Copy all lines of the listing that include the string "table".
[start]
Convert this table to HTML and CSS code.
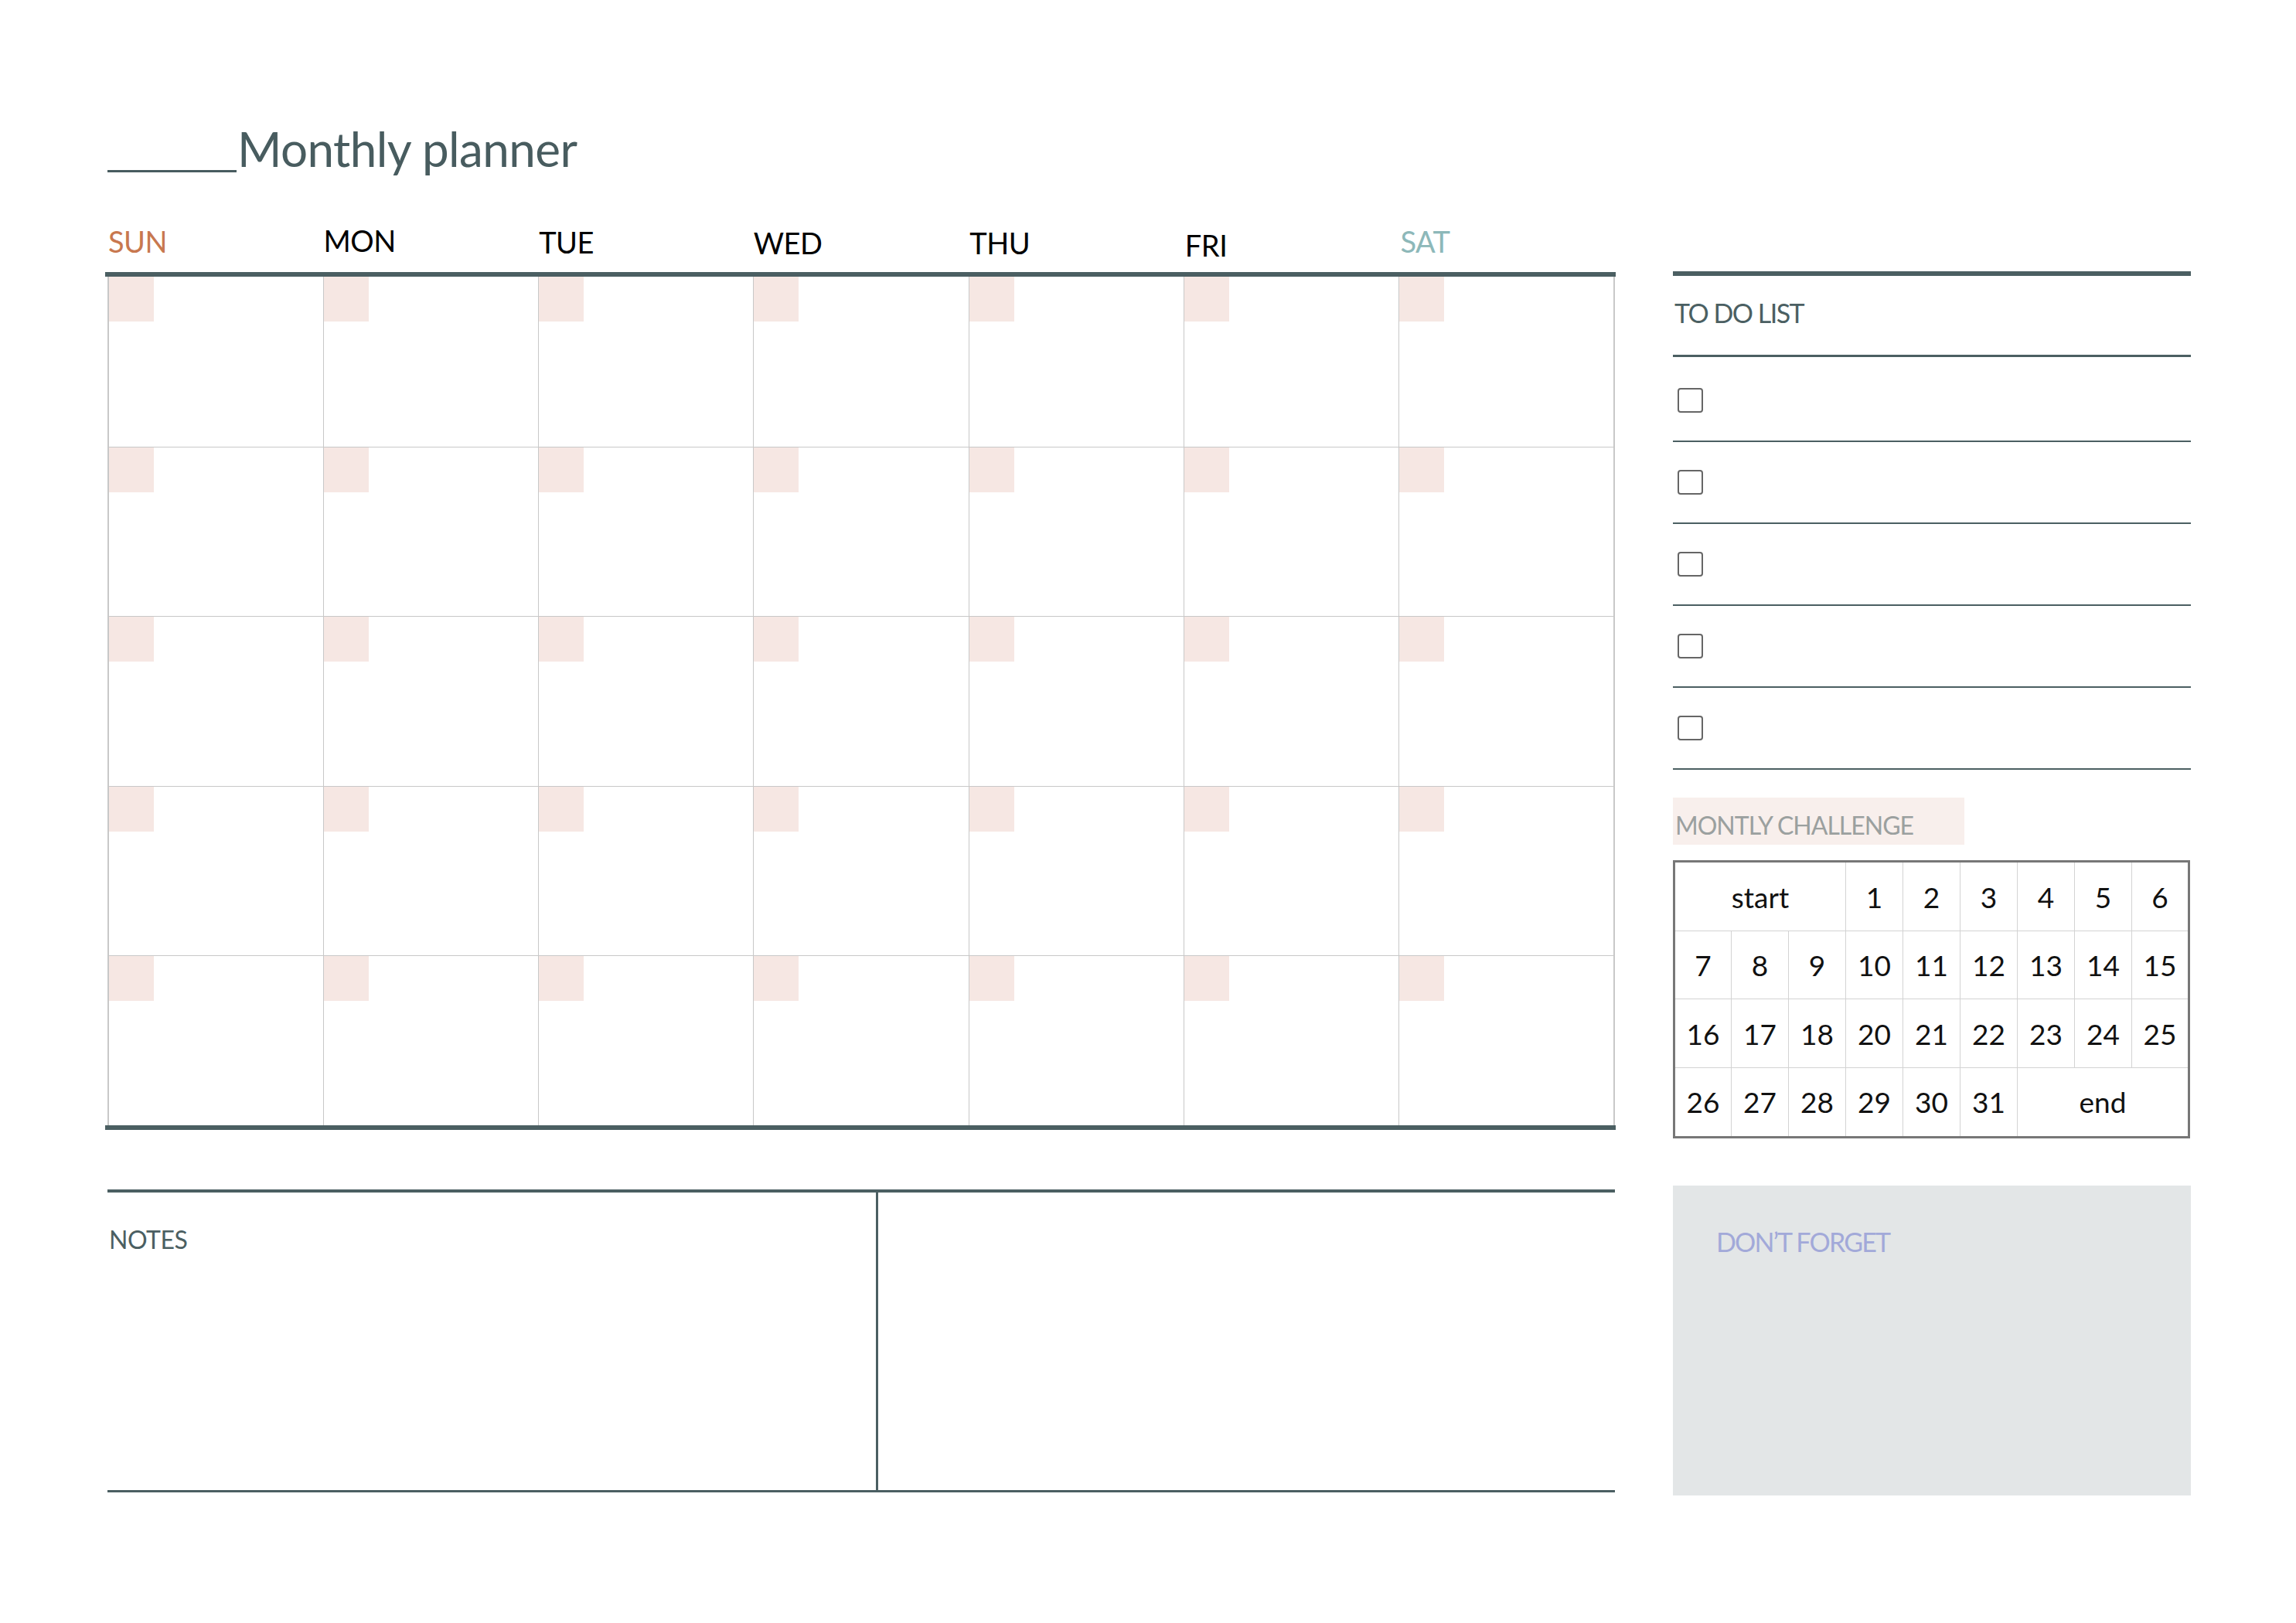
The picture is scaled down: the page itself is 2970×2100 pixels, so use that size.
FILE: index.html
```html
<!DOCTYPE html>
<html lang="en">
<head>
<meta charset="utf-8">
<title>Monthly planner</title>
<link rel="stylesheet" href="styles.css">
</head>
<body>
<div class="page">
  <h1 class="title"><span class="blank"></span>Monthly planner</h1>
  <div class="main">
    <div class="left">
      <div class="calendar">
        <div class="days">
          <div class="day sun">SUN</div>
          <div class="day mon">MON</div>
          <div class="day tue">TUE</div>
          <div class="day wed">WED</div>
          <div class="day thu">THU</div>
          <div class="day fri">FRI</div>
          <div class="day sat">SAT</div>
        </div>
        <div class="cal">
          <div class="cell"><span class="date"></span></div><div class="cell"><span class="date"></span></div><div class="cell"><span class="date"></span></div><div class="cell"><span class="date"></span></div><div class="cell"><span class="date"></span></div><div class="cell"><span class="date"></span></div><div class="cell"><span class="date"></span></div>
          <div class="cell"><span class="date"></span></div><div class="cell"><span class="date"></span></div><div class="cell"><span class="date"></span></div><div class="cell"><span class="date"></span></div><div class="cell"><span class="date"></span></div><div class="cell"><span class="date"></span></div><div class="cell"><span class="date"></span></div>
          <div class="cell"><span class="date"></span></div><div class="cell"><span class="date"></span></div><div class="cell"><span class="date"></span></div><div class="cell"><span class="date"></span></div><div class="cell"><span class="date"></span></div><div class="cell"><span class="date"></span></div><div class="cell"><span class="date"></span></div>
          <div class="cell"><span class="date"></span></div><div class="cell"><span class="date"></span></div><div class="cell"><span class="date"></span></div><div class="cell"><span class="date"></span></div><div class="cell"><span class="date"></span></div><div class="cell"><span class="date"></span></div><div class="cell"><span class="date"></span></div>
          <div class="cell"><span class="date"></span></div><div class="cell"><span class="date"></span></div><div class="cell"><span class="date"></span></div><div class="cell"><span class="date"></span></div><div class="cell"><span class="date"></span></div><div class="cell"><span class="date"></span></div><div class="cell"><span class="date"></span></div>
        </div>
      </div>
      <div class="notes">
        <div class="notes-l"><span class="notes-label">NOTES</span></div>
        <div class="notes-r"></div>
      </div>
    </div>
    <div class="right">
      <div class="todo-h">TO DO LIST</div>
      <ul class="todo-list">
        <li><span class="box"></span></li>
        <li><span class="box"></span></li>
        <li><span class="box"></span></li>
        <li><span class="box"></span></li>
        <li><span class="box"></span></li>
      </ul>
      <div class="challenge-label">MONTLY CHALLENGE</div>
      <table class="challenge">
        <tr><td colspan="3">start</td><td>1</td><td>2</td><td>3</td><td>4</td><td>5</td><td>6</td></tr>
        <tr><td>7</td><td>8</td><td>9</td><td>10</td><td>11</td><td>12</td><td>13</td><td>14</td><td>15</td></tr>
        <tr><td>16</td><td>17</td><td>18</td><td>20</td><td>21</td><td>22</td><td>23</td><td>24</td><td>25</td></tr>
        <tr><td>26</td><td>27</td><td>28</td><td>29</td><td>30</td><td>31</td><td colspan="3">end</td></tr>
      </table>
      <div class="dont">DON’T FORGET</div>
    </div>
  </div>
</div>
</body>
</html>
```

FILE: styles.css
```css
html, body {
  margin: 0;
  padding: 0;
  background: #ffffff;
}

body {
  font-family: "Lato", "Noto Sans", sans-serif;
  color: #4b5f62;
}

.page {
  width: 2970px;
  height: 2100px;
  box-sizing: border-box;
  padding: 161px 0 0 136px;
}

.title {
  margin: 0;
  height: 62px;
  display: flex;
  align-items: flex-end;
  font-size: 62px;
  line-height: 62px;
  font-weight: 400;
  letter-spacing: -0.6px;
  color: #485c5f;
}

.blank {
  display: block;
  width: 167px;
  height: 0;
  border-bottom: 3px solid #485c5f;
  margin: 0 1px 0 3px;
}

.main {
  display: flex;
  gap: 74px;
  margin-top: 70px;
}

.left {
  width: 1954px;
}

.calendar {
  border-bottom: 6px solid #4b5f62;
}

.days {
  display: grid;
  grid-template-columns: repeat(7, 1fr);
  height: 59px;
  padding: 0 1px 0 3px;
  border-bottom: 6px solid #4b5f62;
}

.day {
  font-size: 38px;
  line-height: 38px;
  padding-left: 1px;
  letter-spacing: -0.5px;
  color: #000000;
}

.day.sun { color: #c8784f; }
.day.sat { color: #8db8b9; }
.day.mon { margin-top: -1px; }
.day.tue { margin-top: 1px; }
.day.wed { margin-top: 2px; padding-left: 0; }
.day.thu { margin-top: 2px; }
.day.fri { margin-top: 5px; }

.cal {
  display: grid;
  grid-template-columns: repeat(7, 1fr);
  grid-template-rows: repeat(5, 1fr);
  height: 1098px;
  margin: 0 1px 0 3px;
  border-left: 1px solid #c8c8c8;
  border-right: 2px solid #c8c8c8;
}

.cell {
  border-left: 1px solid #c8c8c8;
  border-top: 1px solid #c8c8c8;
}

.cell:nth-child(-n+7) {
  border-top: 0;
}

.date {
  display: block;
  width: 58px;
  height: 58px;
  background: #f6e7e3;
}

.notes {
  display: flex;
  height: 385px;
  margin: 77px 1px 0 3px;
  border-top: 4px solid #4b5f62;
  border-bottom: 3px solid #4b5f62;
}

.notes-l {
  width: 997px;
  border-right: 3px solid #4b5f62;
  padding: 45px 0 0 2px;
  box-sizing: border-box;
}

.notes-label {
  display: block;
  font-size: 32px;
  line-height: 32px;
  letter-spacing: -0.5px;
  color: #4b5f62;
}

.notes-r {
  flex: 1;
}

.right {
  width: 670px;
  padding-top: 58px;
}

.todo-h {
  border-top: 6px solid #4b5f62;
  border-bottom: 3px solid #4b5f62;
  padding: 31px 0 37px 2px;
  font-size: 34px;
  line-height: 34px;
  letter-spacing: -1.5px;
  color: #4b5f62;
}

.todo-list {
  list-style: none;
  margin: 0;
  padding: 4px 0 0 0;
}

.todo-list li {
  height: 104px;
  border-bottom: 2px solid #4b5f62;
  display: flex;
  align-items: center;
  padding-left: 6px;
}

.box {
  display: block;
  width: 29px;
  height: 28px;
  border: 2px solid #666666;
  border-radius: 4px;
}

.challenge-label {
  margin-top: 36px;
  width: 377px;
  height: 61px;
  box-sizing: border-box;
  padding: 20px 0 0 3px;
  background: #f8efec;
  font-size: 32px;
  line-height: 32px;
  letter-spacing: -1px;
  color: #9ba09f;
}

.challenge {
  margin-top: 20px;
  width: 669px;
  height: 360px;
  border-collapse: collapse;
  table-layout: fixed;
  border: 3px solid #777777;
}

.challenge td {
  border: 1px solid #d3d3d3;
  text-align: center;
  vertical-align: middle;
  padding: 0;
  font-size: 37px;
  color: #111111;
}

.dont {
  margin-top: 61px;
  width: 670px;
  height: 401px;
  box-sizing: border-box;
  padding: 56px 0 0 56px;
  background: #e3e6e7;
  font-size: 34px;
  line-height: 34px;
  letter-spacing: -1.8px;
  color: #a2a9d9;
}
```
[end]
**RESULT**:
Convert this table to HTML and CSS code.
      <table class="challenge">
      </table>
  table-layout: fixed;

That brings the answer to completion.